A former Honolulu policeman e-mails:
“I’ve got an Arizona driver’s license. It is good until I’m 65 years old. That’s the common sense way that Arizona tackles that problem.”
Others wrote that the underground King Street and Hawaii Kai satellite city halls do licenses very fast. That sure ain’t the case out at the Dillingham Boulevard main office.
Honolulu resident Shannon Wilson hit it on the head: “Your description of the license renewal scene was so graphic, so real and, oh, so too familiar. But how do we budge bureaucracy, which appears so self-, not public-serving?”
Well, Shannon, we could do it as the State Department does passports. Send in your old one with an application and a new picture and they send back a new one.
And why not online, credit-card bus pass renewals for seniors?
Why have clerks opening all those envelopes and logging in checks?
The 1968 military trial of Air Force Capt. Dale Noyd can be expected to set the legal framework for the coming court martial of Honolulu Army Lt. Ehren Watada for disobeying an order.
Noyd - who died this month at age 73 - had refused to train a pilot headed for the Vietnam War.
The military would not let him resign his commission, claim conscientious objector status or object to the war as illegal. Noyd got a year in prison and a dishonorable discharge.
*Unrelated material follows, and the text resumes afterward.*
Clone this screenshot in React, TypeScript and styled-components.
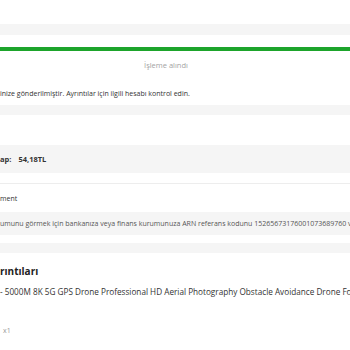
import styled, { createGlobalStyle } from 'styled-components'

const GlobalStyle = createGlobalStyle`
  html, body {
    margin: 0;
    padding: 0;
    background: #ffffff;
  }
  body {
    font-family: 'Open Sans', 'Noto Sans', sans-serif;
    color: #333333;
  }
`

const Page = styled.div`
  width: 350px;
  height: 350px;
  overflow: hidden;
  display: flex;
  flex-direction: column;
  white-space: nowrap;
`

const Band = styled.div<{ $h: number; $mt?: number }>`
  flex: none;
  height: ${({ $h }) => $h}px;
  margin-top: ${({ $mt }) => $mt || 0}px;
  background: #f5f5f5;
`

const Progress = styled.div`
  flex: none;
  height: 4px;
  margin-top: 12px;
  background: #1da42b;
`

const Status = styled.div`
  margin-top: 9px;
  padding-right: 18px;
  text-align: center;
  font-size: 7.5px;
  line-height: 11px;
  color: #a3a3a3;
`

const Message = styled.div`
  margin-top: 17px;
  font-size: 7px;
  line-height: 11px;
  color: #333333;
`

const Summary = styled.div`
  flex: none;
  height: 28px;
  margin-top: 30px;
  display: flex;
  align-items: center;
  gap: 7px;
  background: #f5f5f5;
  font-size: 7.5px;
  font-weight: 700;
  color: #333333;
`

const Divider = styled.div`
  flex: none;
  height: 1px;
  margin-top: 10px;
  background: #ededed;
`

const Label = styled.div`
  margin-top: 9px;
  font-size: 7px;
  line-height: 11px;
  color: #333333;
`

const Info = styled.div`
  flex: none;
  height: 23px;
  margin-top: 8px;
  display: flex;
  align-items: center;
  background: #f5f5f5;
  font-size: 7px;
  color: #555555;
`

const Heading = styled.div`
  margin-top: 11px;
  font-size: 10px;
  line-height: 14px;
  font-weight: 700;
  color: #222222;
`

const Product = styled.div`
  margin-top: 8px;
  font-size: 8.2px;
  line-height: 12px;
  color: #333333;
`

const Qty = styled.div`
  margin-top: 28px;
  padding-left: 3px;
  font-size: 7px;
  line-height: 10px;
  color: #9a9a9a;
`

export default function App() {
  return (
    <>
      <GlobalStyle />
      <Page>
        <Band $h={11} $mt={24} />
        <Progress />
        <Status>İşleme alındı</Status>
        <Message>inize gönderilmiştir. Ayrıntılar için ilgili hesabı kontrol edin.</Message>
        <Band $h={10} $mt={6} />
        <Summary>
          <span>ap:</span>
          <span>54,18TL</span>
        </Summary>
        <Divider />
        <Label>ment</Label>
        <Info>umunu görmek için bankanıza veya finans kurumunuza ARN referans kodunu 15265673176001073689760 ve</Info>
        <Band $h={10} $mt={8} />
        <Heading>rıntıları</Heading>
        <Product>- 5000M 8K 5G GPS Drone Professional HD Aerial Photography Obstacle Avoidance Drone For</Product>
        <Qty>x1</Qty>
      </Page>
    </>
  )
}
My guess is that’s the penalty Watada will pay for refusing to go to Iraq with his unit.
Conviction is a 99 percent certainty.
But four years?
Doubtful.
It will be that dishonorable discharge that probably will sting the most in Watada’s later years.
Mea culpa: My Jan. 31 column put teachers and university professors among unions that must arbitrate with the state. Only HGEA and UPW have that. HSTA and UHPA retain settle-or-strike provisions.